Some 354 miles of the border are protected right now by fencing, and another 300 miles have barriers that can stop vehicles but not people on foot. Mr. Trump has said between 700 and 900 miles of the 1,954-mile border will likely need a wall.

But he hasn’t submitted an overall plan, with officials saying they’ll go year by year, asking for money for walls in the most pressing areas.

U.S. Customs and Border Protection is already behind schedule on testing wall prototypes as the government works through protests filed by companies involved in the contract process.

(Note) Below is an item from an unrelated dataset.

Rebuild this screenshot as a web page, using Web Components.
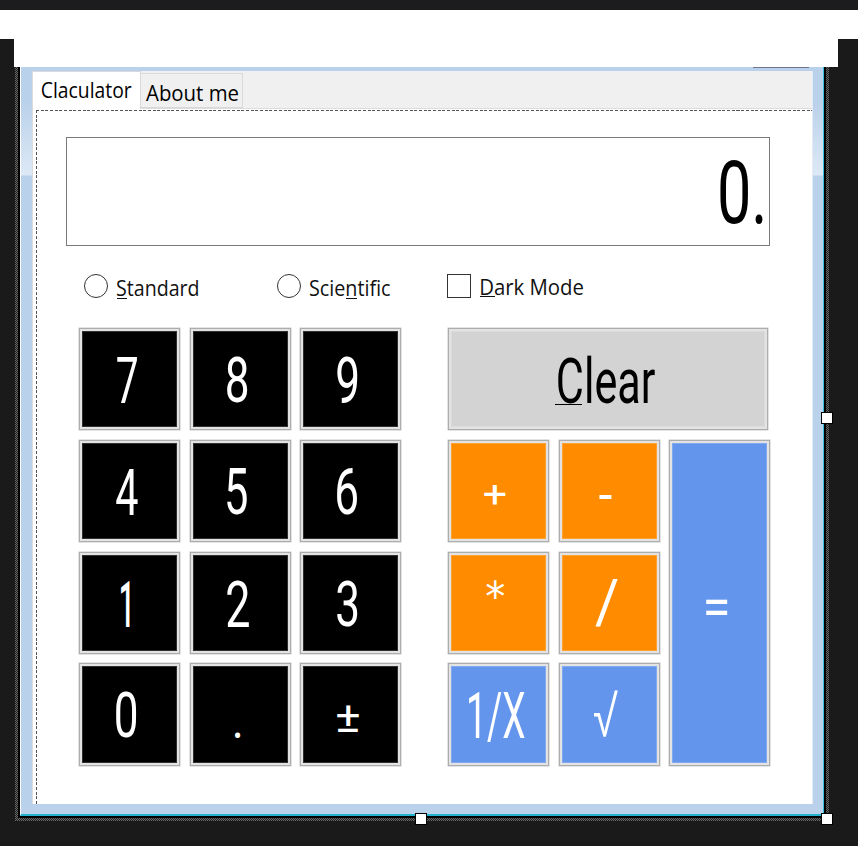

A Homeland Security spokesman said Wednesday prototypes will now be built in San Diego in either October or November.

According to contracting documents, the government is hoping for a wall as high as 50 feet, which would be imposing in appearance, and which could withstand breach attempts for up to four hours. Both concrete and nonconcrete options have been sought.

The most modern versions of existing fencing are about 20 feet tall and made out of staggered bollards, which allow some visibility through to the Mexican side — a design that’s safer for agents than fencing without any visibility.

The spending bill that passed the House in July calls for $1.6 billion in wall-building money next year — 32 miles of new fencing and 28 miles of levee wall in Texas, and 14 miles of replacement fence in San Diego.

The bill also includes money for 500 new Border Patrol agents and 1,000 new Immigration and Customs Enforcement agents — each a tenth of Mr. Trump’s overall goals. The bill would also provide money to maintain 44,000 detention beds, marking a massive increase over the Obama era.